Positive news as this may be, we know that the mere allocation of money is never enough, especially in Balochistan. Despite the best of intentions and the loftiest of announcements, official indifference and irregularities in the aid distribution mechanism have combined to ensure that the affected see very little of the funds allocated for them. Few relief items arrive, ending up in the hands of a few influential people. Local politicians have been known to intervene in the dispensation of relief goods and unjustifiably allocate them to voters and close relatives. What is needed, thus, is not just the announcement of hefty aid packages but also the systematic streamlining of the aid distribution mechanism to prevent it from falling victim to cronyism, corruption and mismanagement. Most importantly, the provincial government needs to be made to give up its parochial, greedy ways. For instance, even in the face of the recent devastation in Balochistan, the provincial government blocked the collection and distribution of supplies by NGOs in what was seen as an attempt to grab hold of the funds and supplies provided by international and national aid agencies.
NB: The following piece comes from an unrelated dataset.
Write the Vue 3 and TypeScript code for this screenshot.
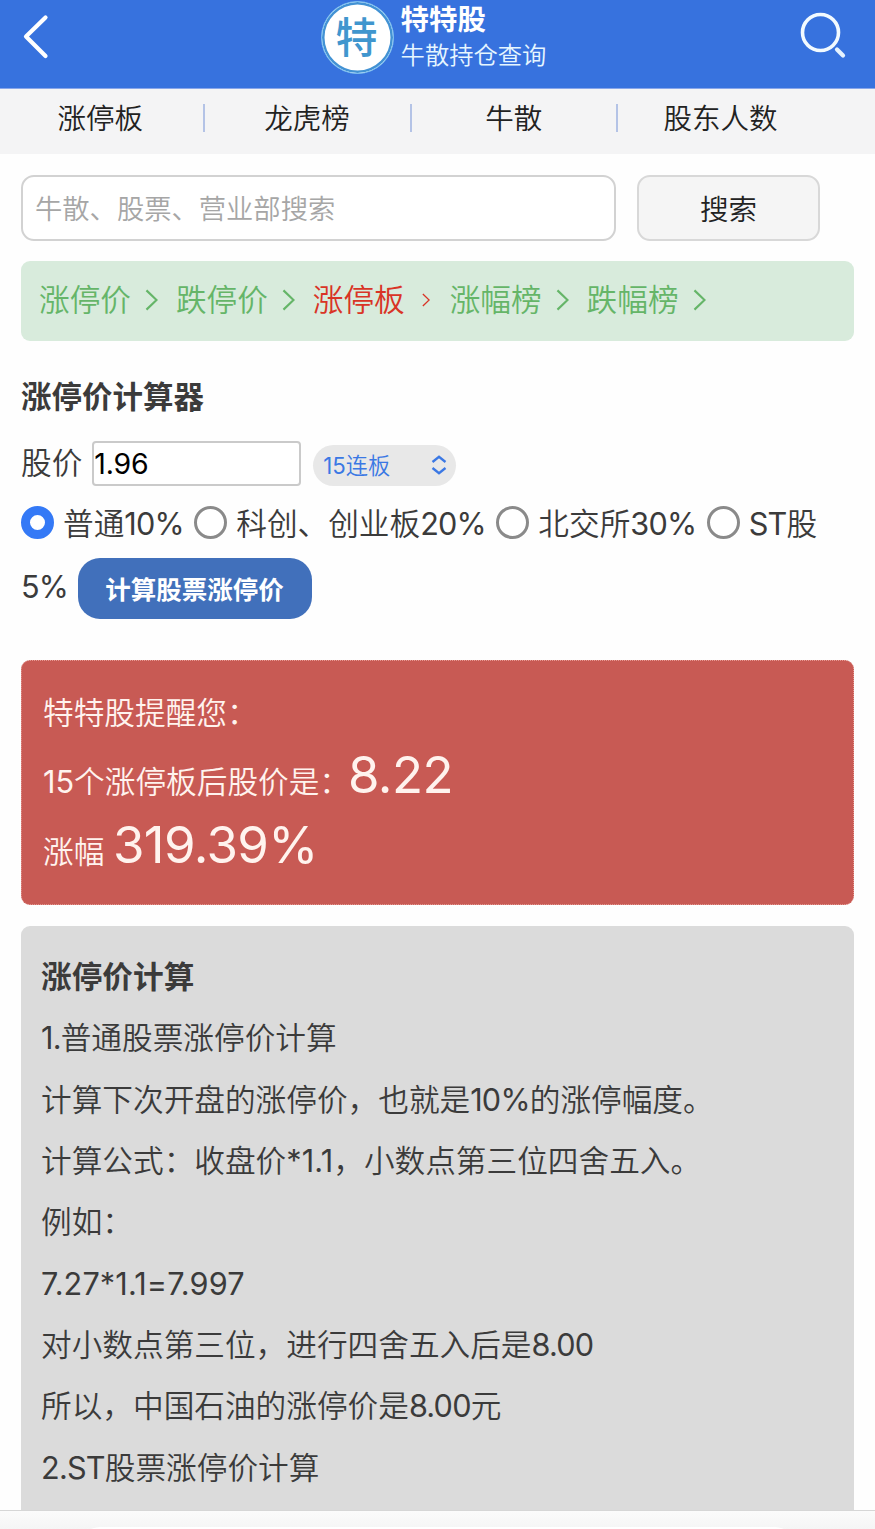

While this tug-of-war between the provincial government and NGOs went on, the miserable, broken people of Balochistan were left to fend for themselves. Also take the example of the Aghaz-e-Haqooq-e-Balochistan package, which promised the moon when it was first announced in November 2009 but whose implementation has been severely hampered by bureaucratic red tape and severe lethargy at the political end. At the end of the day, what is missing in Balochistan is honesty of purpose. The federal and provincial governments must both demonstrate that their words of support are indeed supported by tangible action on the ground, and hence convince the Baloch that they are also equal and precious citizens of this blighted country.


Poverty pictured

September 25, 2012


The incumbent government has always been shy of publishing precise figures for the actual levels of poverty in Pakistan. The linkage between an unpopular government and its failure to reduce poverty is not an election winner, but on Monday a detailed report was published on just how poor we are. The picture that emerges is that there is no uniformity about poverty in Pakistan, and that rural Pakistan is a far poorer place than urban Pakistan. There is no uniformity across the provinces either, and as much as this is a picture of poverty, the report by the Sustainable Development Poverty Institute (SDPI) is also a picture of relative wealth. Fuel prices are universal in their application, and yesterday’s rises are going to hit the rich and the poor equally, but the impact of the rises will not be proportional with the poor less able to absorb the increase than the less poor.

One third of our population live below the poverty line – 58.7 million people – and 21 percent of all households fall into the category of ‘extremely poor’. One-third of rural households are extremely poor compared to only eight percent of urban households, a startling disparity and as clear a reason as any as to why the countryside is becoming depopulated by the flight to the cities. Unsurprisingly, Balochistan is the most poverty-stricken of the provinces. More than half of all households – 52 percent – live in extreme poverty, the most severe of the indices. Poverty in KPK and Sindh stands at 32 and 33 percent, reflective of the national average. Punjab is the least poor and thus, by definition, also the richest of the provinces with 19 percent of households living at or below the poverty line. Even within the provinces there are wide variations. Lower Punjab is poorer than upper Punjab, but is not rated as in ‘extreme’ poverty. Kohistan is the poorest district in the entire country – 89 percent in extreme poverty. Jhelum has only three percent of households living in any degree of poverty. Poverty is thus a patchwork of deprivation; it is not equally spread across the country and presents the greatest challenge to the poorest provinces. Unequal resource allocation means that mechanisms to reduce poverty, none of which are cost free, do not ‘trickle down’ to where they are most needed and the cities are growing at an unsustainable rate. The SDPI report could be a useful planning tool when devising poverty reduction strategies, but that will depend on whether the federal and provincial governments accept the reality of some uncomfortable figures. A strong political will has to play the decisive part for even the slightest improvement in the situation.